The main reason for concern according to Parisot was "the future of the eurozone."

Having just returned from a B20 meeting of bosses from the world's leading economies in Mexico, Parisot said that "among French, European and non European bosses, you could feel the anxiety, the concern was great."

The way forward, she suggested, was "a giant European step" towards greater integration.

Technical considerations were "secondary to the need for a new governance that is more democratic, simpler, clearer and more accessible."

"We call today on European political leaders, regardless of their party, to act as statesmen and provide momentum" that could take the European Union beyond "classical schemas," Parisot said.

The French boss said she was convinced that new French President Francois Hollande was "conscious of how serious the situation is."

Parisot added that observers were convinced "that everything depends on the Franco-German couple" and that "something determined has to happen at that level."

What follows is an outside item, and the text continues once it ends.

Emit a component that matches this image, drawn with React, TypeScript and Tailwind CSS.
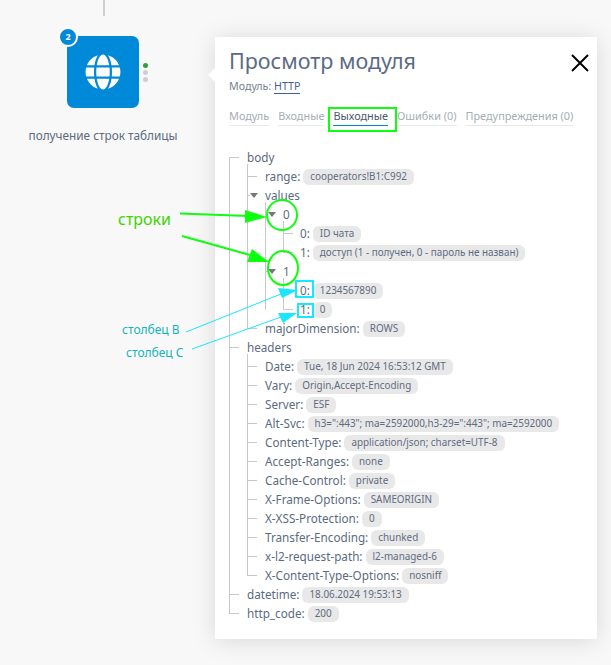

Relations between France and Germany have cooled since Hollande took office but analysts note that the two biggest eurozone economies have always reached compromises in the past that allowed the bloc to move forward.

Meanwhile, Parisot also warned that the French business sector was "seized by a kind of dismay" and feared being "strangled" by shrinking profit margins, falling orders and treasury tensions.

She urged Hollande and the newly elected, Socialist-dominated French parliament to "weigh the circumstances and think about their decisions in light of that."

Business investment and hiring could suffer from uncertainty faced by French companies, she said.

Earlier on Tuesday the national statistics office INSEE reported that French industrial sentiment had dropped by one point to 92 points in June, pushing further below its long-term average of 100.

The outlook also remained negative, the statistics office added.